Esta é uma séria advertência sobre o perigo da cegueira espiritual para aqueles que se vangloriam de “ver tudo”, mas na realidade vivem na escuridão perene. Isto recorda um ditado enigmático de Jesus sobre a luz dos olhos: «A candeia do corpo são os olhos; de sorte que, se os teus olhos forem bons, todo o teu corpo terá luz; Se, porém, os teus olhos forem maus, o teu corpo será tenebroso. Se, portanto, a luz que em ti há são trevas, quão grandes serão tais trevas!» (Mt 6, 22-23). Isto é verdadeiramente um grande perigo: pensa-se que se tem luz, mas vive-se na escuridão! À luz do que foi dito, pode-se compreender melhor o louvor aparentemente “paradoxal” de Jesus ao Pai: «Louvo-Te, ó Pai, Senhor do céu e da terra, porque escondeste estas coisas aos sábios e entendidos e as revelaste aos pequeninos» (Mt 11, 25; Lc 10, 21). Deus quer revelar a todos todas as coisas em Jesus, só que os “sábios e entendidos” do mundo (e infelizmente de todos os tempos!) no seu orgulho não querem ver e aceitar as “coisas divinas” de e em Jesus. Apenas “os pequenos” na sua pequenez acolhem com alegria a nova “visão” dada por Ele.

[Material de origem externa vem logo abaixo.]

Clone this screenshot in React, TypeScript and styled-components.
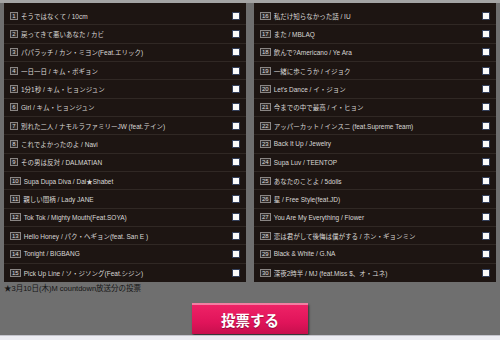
import styled, { createGlobalStyle } from 'styled-components';

const GlobalStyle = createGlobalStyle`
  html, body {
    margin: 0;
    padding: 0;
    background: #6f6f6f;
  }
  body {
    font-family: "Liberation Sans", "Noto Sans CJK JP", sans-serif;
  }
`;

const songs: string[] = [
  'そうではなくて / 10cm',
  '戻ってきて悪いあなた / カビ',
  'パパラッチ / カン・ミヨン(Feat.エリック)',
  '一日一日 / キム・ボギョン',
  '1分1秒 / キム・ヒョンジュン',
  'Girl / キム・ヒョンジュン',
  '別れた二人 / ナモルラファミリーJW (feat.テイン)',
  'これでよかったのよ / Navi',
  'その男は反対 / DALMATIAN',
  'Supa Dupa Diva / Dal★Shabet',
  '親しい間柄 / Lady JANE',
  'Tok Tok / Mighty Mouth(Feat.SOYA)',
  'Hello Honey / パク・ヘギョン(feat. San E )',
  'Tonight / BIGBANG',
  'Pick Up Line / ソ・ジソング(Feat.シジン)',
  '私だけ知らなかった話 / IU',
  'また / MBLAQ',
  '飲んで?Americano / Ye Ara',
  '一緒に歩こうか / イジョク',
  "Let's Dance / イ・ジョン",
  '今までの中で最高 / イ・ヒョン',
  'アッパーカット / インスニ (feat.Supreme Team)',
  'Back It Up / Jewelry',
  'Supa Luv / TEENTOP',
  'あなたのことよ / 5dolls',
  '星 / Free Style(feat.JD)',
  'You Are My Everything / Flower',
  '恋は君がして後悔は僕がする / ホン・ギョンミン',
  'Black & White / G.NA',
  '深夜2時半 / MJ (feat.Miss $、オ・ユネ)',
];

const Page = styled.div`
  width: 500px;
  height: 340px;
  display: flex;
  flex-direction: column;
  overflow: hidden;
  background: #6f6f6f;
`;

const TopStrip = styled.div`
  height: 3px;
  background: #a4a4a4;
`;

const Columns = styled.div`
  display: grid;
  grid-template-columns: 242px 242px;
  gap: 8px;
  padding: 0 4px;
`;

const Panel = styled.div`
  box-sizing: border-box;
  height: 279px;
  padding-top: 4px;
  background: #1d1512;
  display: grid;
  grid-template-rows: repeat(15, 1fr);
`;

const Row = styled.div`
  display: flex;
  align-items: center;
  padding: 0 6px;
  border-bottom: 1px solid #302824;
  &:last-child {
    border-bottom: none;
  }
`;

const Badge = styled.span`
  box-sizing: border-box;
  min-width: 8px;
  height: 8px;
  padding: 0 1px;
  border: 1px solid #8a8684;
  background: #2e2826;
  color: #dcdcdc;
  font-size: 6px;
  line-height: 6px;
  text-align: center;
`;

const Title = styled.span`
  margin-left: 3px;
  color: #dad8d6;
  font-size: 6.5px;
  white-space: nowrap;
`;

const Check = styled.span`
  margin-left: auto;
  box-sizing: border-box;
  width: 8px;
  height: 8px;
  background: #fbfbfb;
  border: 1px solid #34405a;
`;

const Note = styled.div`
  padding: 2px 4px 0;
  height: 10px;
  color: #151515;
  font-size: 7.5px;
  line-height: 10px;
`;

const ButtonRow = styled.div`
  display: flex;
  justify-content: center;
  padding-top: 9px;
`;

const VoteButton = styled.button`
  width: 116px;
  height: 31px;
  padding: 0;
  border: none;
  border-top: 2px solid #f27ea2;
  background: linear-gradient(#ee2266, #e0145a 60%, #c70f4d);
  box-shadow: 1px 2px 2px rgba(0, 0, 0, 0.55);
  color: #ffffff;
  font-family: "Noto Sans CJK JP", sans-serif;
  font-size: 14.5px;
  font-weight: 700;
  text-shadow: 0 1px 1px rgba(0, 0, 0, 0.35);
`;

const BottomStrip = styled.div`
  margin-top: auto;
  height: 4px;
  background: #ececf2;
  border-top: 1px solid #c4c4cc;
`;

const SongPanel = ({ start }: { start: number }) => (
  <Panel>
    {songs.slice(start, start + 15).map((title, i) => (
      <Row key={title}>
        <Badge>{start + i + 1}</Badge>
        <Title>{title}</Title>
        <Check />
      </Row>
    ))}
  </Panel>
);

const App = () => (
  <Page>
    <GlobalStyle />
    <TopStrip />
    <Columns>
      <SongPanel start={0} />
      <SongPanel start={15} />
    </Columns>
    <Note>★3月10日(木)M countdown放送分の投票</Note>
    <ButtonRow>
      <VoteButton>投票する</VoteButton>
    </ButtonRow>
    <BottomStrip />
  </Page>
);

export default App;
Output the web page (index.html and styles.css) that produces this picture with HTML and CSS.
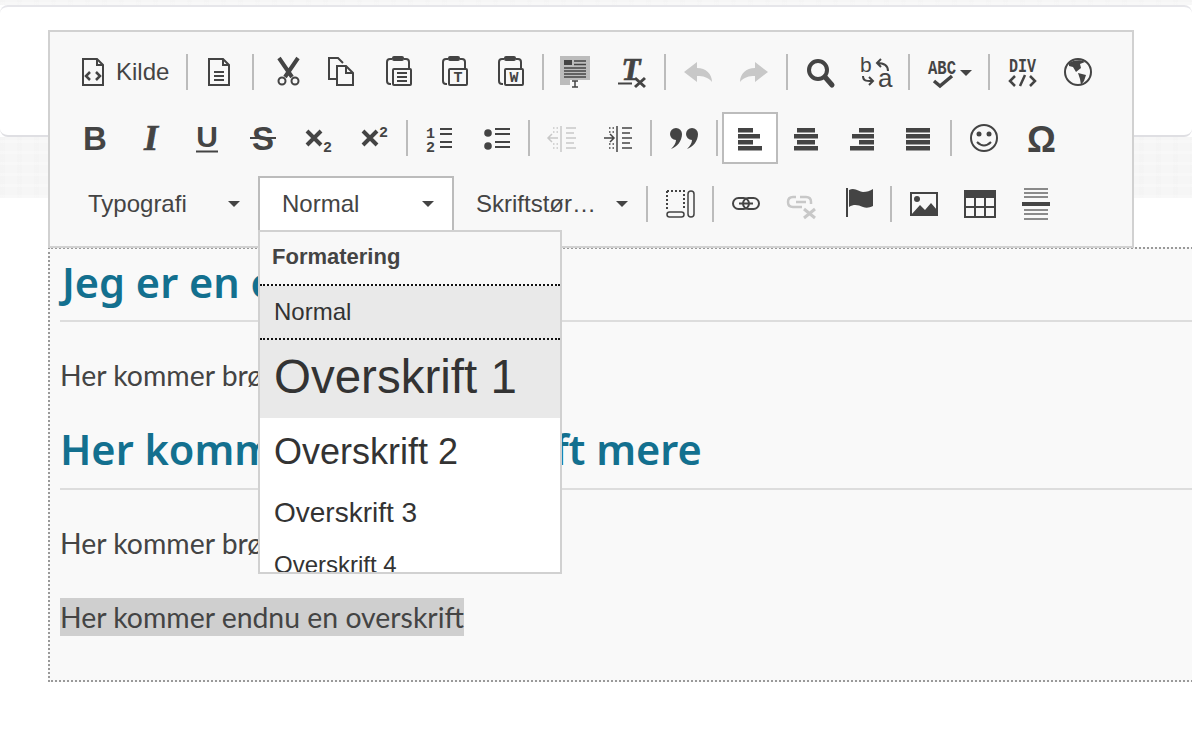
FILE: index.html
```html
<!DOCTYPE html>
<html lang="da">
<head>
<meta charset="utf-8">
<title>Editor</title>
<link rel="stylesheet" href="styles.css">
</head>
<body>
<div class="backdrop">
  <div class="strip strip-top"></div>
  <div class="card card-top"></div>
  <div class="strip strip-mid"></div>
  <div class="card card-bottom"></div>
</div>
<main class="page">
  <div class="toolbar">
    <div class="row">
      <button class="btn btn-source">
        <svg class="ic" viewBox="0 0 40 40"><path d="M11 7H25L31 13V33H11Z M25 7V13H31"/><path class="s25" d="M18 20L14 24L18 28M24 20L28 24L24 28"/></svg>
        <span class="label">Kilde</span>
      </button>
      <i class="sep"></i>
      <button class="btn"><svg class="ic" viewBox="0 0 40 40"><path d="M9 7H23L29 13V33H9Z M23 7V13H29"/><path d="M14 20H24M14 24H24M14 28H24"/></svg></button>
      <i class="sep"></i>
      <button class="btn"><svg class="ic" viewBox="0 0 40 40"><path class="s4" d="M13 6L26 25M32 6L19 25"/><circle cx="16" cy="29" r="3.5"/><circle cx="29" cy="29" r="3.5"/></svg></button>
      <button class="btn"><svg class="ic" viewBox="0 0 40 40"><path d="M14 27H7V6H16L21 11"/><path d="M15 14H24L31 21V33H15Z M24 14V21H31"/></svg></button>
      <button class="btn"><svg class="ic" viewBox="0 0 40 40"><path d="M14 7H12Q9 7 9 10V29Q9 32 12 32H13M26 7H28Q31 7 31 10V16"/><rect class="f" x="14" y="4" width="12" height="5" rx="2"/><rect x="15" y="17" width="18" height="16" rx="1"/><path d="M19 21H29M19 25H29M19 29H29"/></svg></button>
      <button class="btn"><svg class="ic" viewBox="0 0 40 40"><path d="M14 7H12Q9 7 9 10V29Q9 32 12 32H13M26 7H28Q31 7 31 10V16"/><rect class="f" x="14" y="4" width="12" height="5" rx="2"/><rect x="15" y="17" width="18" height="16" rx="1"/><text class="t mono" x="24" y="30" font-size="15">T</text></svg></button>
      <button class="btn"><svg class="ic" viewBox="0 0 40 40"><path d="M14 7H12Q9 7 9 10V29Q9 32 12 32H13M26 7H28Q31 7 31 10V16"/><rect class="f" x="14" y="4" width="12" height="5" rx="2"/><rect x="15" y="17" width="18" height="16" rx="1"/><text class="t mono" x="24" y="30" font-size="15">W</text></svg></button>
      <i class="sep"></i>
      <button class="btn"><svg class="ic" viewBox="0 0 40 40"><rect class="gray" x="4" y="4" width="30" height="24"/><rect class="gray" x="4" y="28" width="10" height="5"/><rect class="f" x="8" y="8" width="8" height="5"/><path class="s15" d="M18 9H30M18 12.500H30M8 16H30M8 19H30M8 22H30M8 25H30M16 29H22M19 29V35M16 35H22"/></svg></button>
      <button class="btn"><svg class="ic" viewBox="0 0 40 40"><text class="t serif-bi heavy" x="19" y="28" font-size="31">T</text><path d="M6 31.500H20"/><path class="s3" d="M23 26L33 35M33 26L23 35"/></svg></button>
      <i class="sep"></i>
      <button class="btn off"><svg class="ic" viewBox="0 0 40 40"><path class="f" d="M6 20L19 10V16C28 16 34 22 34 30C30 25 25 24 19 24V30Z"/></svg></button>
      <button class="btn off"><svg class="ic" viewBox="0 0 40 40"><path class="f" d="M34 20L21 10V16C12 16 6 22 6 30C10 25 15 24 21 24V30Z"/></svg></button>
      <i class="sep"></i>
      <button class="btn"><svg class="ic" viewBox="0 0 40 40"><circle class="s4" cx="18" cy="18" r="9"/><path class="s5" d="M25 25L32 33"/></svg></button>
      <button class="btn"><svg class="ic" viewBox="0 0 40 40"><text class="t-start sans" x="4" y="20" font-size="21">b</text><text class="t-start sans" x="22" y="35" font-size="26">a</text><path d="M32 19C32 13 28 11 21 11M25 7L21 11L25 15"/><path d="M7 24C7 29 10 29 16 29M13 25L17 29L13 33"/></svg></button>
      <i class="sep"></i>
      <button class="btn btn-spell"><svg class="ic ic-spell" viewBox="0 0 70 40"><text class="t-start mono" x="14" y="22" font-size="21" textLength="28" lengthAdjust="spacingAndGlyphs">ABC</text><path class="s35" d="M20 29L26 34L38 24"/><polygon class="f" points="46,18 58,18 52,24"/></svg></button>
      <i class="sep"></i>
      <button class="btn"><svg class="ic" viewBox="0 0 40 40"><text class="t-start mono" x="7" y="20" font-size="21" textLength="27" lengthAdjust="spacingAndGlyphs">DIV</text><path class="s25" d="M13 24L8 29L13 34M23 23L18 34M28 24L33 29L28 34"/></svg></button>
      <button class="btn"><svg class="ic" viewBox="0 0 40 40"><circle cx="20" cy="20" r="13"/><path class="f" d="M11 11C15 8 23 7 27 10L22 12L23 16L18 20L15 15L11 14Z"/><path class="f" d="M20 21L28 23L26 29L23 33L22 27Z"/></svg></button>
    </div>
    <div class="row row-two">
      <button class="btn"><svg class="ic" viewBox="0 0 40 40"><text class="t sans-b" x="20" y="32" font-size="33">B</text></svg></button>
      <button class="btn"><svg class="ic" viewBox="0 0 40 40"><text class="t serif-bi heavy" x="20" y="32" font-size="36">I</text></svg></button>
      <button class="btn"><svg class="ic" viewBox="0 0 40 40"><text class="t sans-b" x="20" y="29" font-size="30">U</text><path d="M9 33.500H31"/></svg></button>
      <button class="btn"><svg class="ic" viewBox="0 0 40 40"><text class="t sans-b" x="20" y="32" font-size="33">S</text><path d="M7 20H33"/></svg></button>
      <button class="btn"><svg class="ic" viewBox="0 0 40 40"><path class="s4" d="M8 13L22 27M22 13L8 27"/><text class="t-start mono" x="24" y="34" font-size="15">2</text></svg></button>
      <button class="btn"><svg class="ic" viewBox="0 0 40 40"><path class="s4" d="M8 13L22 27M22 13L8 27"/><text class="t-start mono" x="24" y="19" font-size="15">2</text></svg></button>
      <i class="sep"></i>
      <button class="btn"><svg class="ic" viewBox="0 0 40 40"><text class="t-start mono" x="5" y="20" font-size="15">1</text><text class="t-start mono" x="5" y="34" font-size="15">2</text><path d="M19 11H31M19 16H31M19 24H31M19 29H31"/></svg></button>
      <button class="btn"><svg class="ic" viewBox="0 0 40 40"><circle class="f" cx="11" cy="15" r="3.800"/><circle class="f" cx="11" cy="28" r="3.800"/><path d="M18 11H33M18 16H33M18 24H33M18 29H33"/></svg></button>
      <i class="sep"></i>
      <button class="btn off"><svg class="ic" viewBox="0 0 40 40"><path class="s15" d="M5 20H15M9 16L5 20L9 24M18 8V34M23 10H33M23 15H31M23 20H33M23 25H31M23 30H33"/><path class="dots" d="M10 10H15M10 14H15M10 26H15M10 30H15"/></svg></button>
      <button class="btn"><svg class="ic" viewBox="0 0 40 40"><path class="s15" d="M5 20H15M11 16L15 20L11 24M18 8V34M23 10H33M23 15H31M23 20H33M23 25H31M23 30H33"/><path class="dots" d="M10 10H15M10 14H15M10 26H15M10 30H15"/></svg></button>
      <i class="sep"></i>
      <button class="btn"><svg class="ic" viewBox="0 0 40 40"><path class="f" d="M11 10A6 6 0 0 1 17 16C17 23 12 29 6 31C9 28 11 25 11 22A6 6 0 0 1 11 10Z"/><path class="f" d="M27 10A6 6 0 0 1 33 16C33 23 28 29 22 31C25 28 27 25 27 22A6 6 0 0 1 27 10Z"/></svg></button>
      <i class="sep"></i>
      <button class="btn on"><svg class="ic" viewBox="0 0 40 40"><g class="f"><rect x="8" y="10" width="15" height="4.500"/><rect x="8" y="16" width="22" height="4.500"/><rect x="8" y="22" width="15" height="4.500"/><rect x="8" y="28" width="24" height="4.500"/></g></svg></button>
      <button class="btn"><svg class="ic" viewBox="0 0 40 40"><g class="f"><rect x="10" y="10" width="18" height="4.500"/><rect x="7" y="16" width="24" height="4.500"/><rect x="10" y="22" width="18" height="4.500"/><rect x="7" y="28" width="24" height="4.500"/></g></svg></button>
      <button class="btn"><svg class="ic" viewBox="0 0 40 40"><g class="f"><rect x="16" y="10" width="15" height="4.500"/><rect x="9" y="16" width="22" height="4.500"/><rect x="16" y="22" width="15" height="4.500"/><rect x="7" y="28" width="24" height="4.500"/></g></svg></button>
      <button class="btn"><svg class="ic" viewBox="0 0 40 40"><g class="f"><rect x="7" y="10" width="24" height="4.500"/><rect x="7" y="16" width="24" height="4.500"/><rect x="7" y="22" width="24" height="4.500"/><rect x="7" y="28" width="24" height="4.500"/></g></svg></button>
      <i class="sep"></i>
      <button class="btn"><svg class="ic" viewBox="0 0 40 40"><circle cx="19" cy="20" r="13"/><circle class="f" cx="14" cy="16" r="2.500"/><circle class="f" cx="24" cy="16" r="2.500"/><path d="M12 24Q19 31 26 24"/></svg></button>
      <button class="btn"><svg class="ic" viewBox="0 0 40 40"><text class="t sans-b" x="20.500" y="34" font-size="36">Ω</text></svg></button>
    </div>
    <div class="row">
      <div class="combo combo-font"><span class="label">Typografi</span><b class="caret"></b></div>
      <div class="combo combo-open"><span class="label">Normal</span><b class="caret"></b></div>
      <div class="combo combo-size"><span class="label">Skriftstør…</span><b class="caret"></b></div>
      <i class="sep"></i>
      <button class="btn"><svg class="ic" viewBox="0 0 40 40"><path class="dash" d="M7 7H24V26M7 7V26"/><rect class="s15" x="7" y="28" width="17" height="5" rx="2.500"/><rect class="s15" x="28" y="7" width="6" height="26" rx="3"/></svg></button>
      <i class="sep"></i>
      <button class="btn"><svg class="ic" viewBox="0 0 40 40"><rect x="7" y="14" width="16" height="11" rx="5.500"/><rect x="17" y="14" width="16" height="11" rx="5.500"/><path d="M13 19.500H27"/></svg></button>
      <button class="btn off"><svg class="ic" viewBox="0 0 40 40"><path class="s25" d="M14 13H11Q6 13 6 18Q6 23 11 23H20M14 18H24M18 13H24Q29 13 29 18V20"/><path class="s3" d="M22 25L33 34M33 25L22 34"/></svg></button>
      <button class="btn"><svg class="ic" viewBox="0 0 40 40"><path d="M9 4V33"/><path class="f" d="M11 6C17 3 21 8 25 8C29 8 32 7 35 5V22C31 24 28 24 25 23C20 21 16 20 11 23Z"/></svg></button>
      <i class="sep"></i>
      <button class="btn"><svg class="ic" viewBox="0 0 40 40"><rect x="7" y="9" width="26" height="22"/><circle class="f" cx="13" cy="15" r="3"/><path class="f" d="M7 31L16 21L21 26L27 19L33 26V31Z"/></svg></button>
      <button class="btn"><svg class="ic" viewBox="0 0 40 40"><rect class="f" x="4" y="6" width="32" height="8"/><rect x="5" y="7" width="30" height="26"/><path d="M15 14V33M25 14V33M5 23H35"/></svg></button>
      <button class="btn"><svg class="ic" viewBox="0 0 40 40"><path class="thin" d="M8 5H32M8 9H32M8 13H32M8 26H32M8 30H32M8 35H32"/><rect class="f" x="6" y="18" width="28" height="4"/></svg></button>
    </div>
  </div>
  <div class="editor">
    <h1 class="head">Jeg er en overskrift</h1>
    <p class="para para-first">Her kommer brødtekst</p>
    <h2 class="head head-two">Her kommer en overskrift mere</h2>
    <p class="para para-second">Her kommer brødtekst</p>
    <p class="para para-third"><span class="selected">Her kommer endnu en overskrift</span></p>
  </div>
  <div class="menu">
    <div class="menu-title">Formatering</div>
    <div class="menu-item item-normal">Normal</div>
    <div class="menu-item item-h1">Overskrift 1</div>
    <div class="menu-item item-h2">Overskrift 2</div>
    <div class="menu-item item-h3">Overskrift 3</div>
    <div class="menu-item item-h4">Overskrift 4</div>
  </div>
</main>
</body>
</html>
```
FILE: styles.css
```css
* { box-sizing: border-box; }
html, body { margin: 0; height: 738px; overflow: hidden; background: #fff; }
body { font-family: "Liberation Sans", Arial, sans-serif; color: #333; position: relative; }

.backdrop { position: absolute; inset: 0; display: flex; flex-direction: column; }
.strip { background-color: #f6f6f6; background-image:
  repeating-linear-gradient(0deg, rgba(255,255,255,.25) 0 3px, transparent 3px 11px),
  repeating-linear-gradient(90deg, rgba(240,240,240,.3) 0 5px, transparent 5px 17px); }
.strip-top { height: 5px; }
.strip-mid { height: 61px; }
.card { background: #fff; border-radius: 8px; }
.card-top { height: 132px; border-top: 2px solid #e6e6ea; border-bottom: 2px solid #dfdfe3; }
.card-bottom { flex: 1; }

.page { position: relative; padding: 30px 0 0 48px; width: 1192px; }

.toolbar { width: 1086px; height: 218px; background: #f8f8f8; border: 2px solid #d1d1d1; padding: 7px 0 0 17px; position: relative; z-index: 1; }
.row { display: flex; align-items: center; height: 66px; }

.btn { width: 56px; height: 52px; padding: 0; border: 0; background: none; display: flex; align-items: center; justify-content: center; color: #444; font: inherit; flex: none; }
.btn.off { color: #c8c8c8; }
.btn.on { background: #fff; border: 2px solid #bcbcbc; margin: 0 1px 0 -1px; }
.btn-source { width: 115px; justify-content: flex-start; padding-left: 5px; gap: 4px; }
.btn-spell { width: 70px; }
.label { font-size: 24px; color: #444; line-height: 28px; white-space: nowrap; }
.sep { width: 2px; height: 36px; margin: 0 4px; background: #bcbcbc; flex: none; }
.row-two .sep { margin: 0 5px 0 3px; }

.ic { width: 40px; height: 40px; fill: none; stroke: currentColor; stroke-width: 2; overflow: visible; flex: none; }
.ic-spell { width: 70px; }
.ic .f { fill: currentColor; stroke: none; }
.ic .gray { fill: #bcbcbc; stroke: none; }
.ic .s15 { stroke-width: 1.5; }
.ic .s25 { stroke-width: 2.5; }
.ic .s3 { stroke-width: 3; }
.ic .s35 { stroke-width: 3.5; }
.ic .s4 { stroke-width: 4; }
.ic .s5 { stroke-width: 5; stroke-linecap: round; }
.ic .thin { stroke-width: 1.5; stroke: #666; }
.ic .dash { stroke-dasharray: 2 2; }
.ic .dots { stroke-dasharray: 1.5 2; stroke-width: 1.5; }
.ic text { fill: currentColor; stroke: none; }
.ic text.heavy { stroke: currentColor; stroke-width: .7; }
.ic .t { text-anchor: middle; }
.ic .t-start { text-anchor: start; }
.ic .mono { font-family: "Liberation Mono", monospace; font-weight: 700; }
.ic .sans { font-family: "Liberation Sans", sans-serif; }
.ic .sans-b { font-family: "Liberation Sans", sans-serif; font-weight: 700; }
.ic .serif-bi { font-family: "Liberation Serif", serif; font-weight: 700; font-style: italic; }

.combo { height: 56px; display: flex; align-items: center; justify-content: space-between; flex: none; }
.combo-font { width: 191px; padding: 0 18px 0 21px; }
.combo-open { width: 196px; padding: 0 18px 0 22px; background: #fff; border: 2px solid #bcbcbc; }
.combo-size { width: 188px; padding: 0 14px 0 22px; }
.caret { width: 0; height: 0; border-style: solid; border-width: 6px 6px 0; border-color: #444 transparent transparent; }

.editor { margin-top: -1px; height: 435px; margin-right: -4px; padding-left: 10px; background: #f9f9f9; border: 2px dotted #999; font-family: Lato, sans-serif; color: #444; }
.head { margin: 0; padding: 6px 0 0 2px; height: 73px; font-family: "Noto Sans", sans-serif; font-size: 41.5px; line-height: 54px; font-weight: 600; color: #13708f; border-bottom: 2px solid #ddd; white-space: nowrap; }
.head-two { height: 73px; padding: 5px 0 0; }
.para { margin: 0; font-size: 28.4px; line-height: 38px; white-space: nowrap; }
.para-first { padding-top: 34px; height: 95px; }
.para-second { padding-top: 34px; height: 72px; }
.para-third { margin-top: 36px; }
.selected { background: #cfcfcf; display: inline-block; }

.menu { position: absolute; left: 258px; top: 230px; width: 304px; height: 344px; background: #fff; border: 2px solid #d1d1d1; overflow: hidden; z-index: 2; color: #333; }
.menu-title { height: 54px; padding: 0 12px; background: #f8f8f8; font-weight: 700; font-size: 22px; line-height: 49px; color: #444; border-bottom: 2px dotted #111; }
.menu-item { padding-left: 14px; white-space: nowrap; }
.item-normal { height: 54px; font-size: 24px; line-height: 52px; background: #e9e9e9; border-bottom: 2px dotted #111; }
.item-h1 { height: 78px; font-size: 47.5px; line-height: 74px; background: #e9e9e9; }
.item-h2 { height: 67px; font-size: 36px; line-height: 67px; }
.item-h3 { height: 55px; font-size: 28px; line-height: 55px; }
.item-h4 { height: 50px; font-size: 24px; line-height: 50px; }
```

Por isso, pode ver-se uma sugestão na luta contra a cegueira espiritual: “reconhecer-se como cego” como o cego e nascença. O que é que isto significa concretamente? Talvez tenhamos de nos despojar um pouco do nosso orgulho para crescer em humildade perante Deus e Cristo, reconhecendo-nos sempre necessitados de purificação espiritual. A própria Palavra de Deus pode ajudar-nos nisto, ao oferecer-nos uma bela oração, sincera e inspirada do Salmista para ser repetida mais frequentemente nestes dias: «[Ó Deus] Quem pode entender os seus erros? Expurga-me Tu dos que me são ocultos. Também da soberba guarda o teu servo, para que se não assenhoreie de mim. Então serei sincero, e ficarei limpo de grande transgressão» (Sl 19,13-14).
«Desperta, tu que dormes, levanta-te de entre os mortos [dos pecados] e Cristo brilhará sobre ti» (Ef 5, 14). Amen.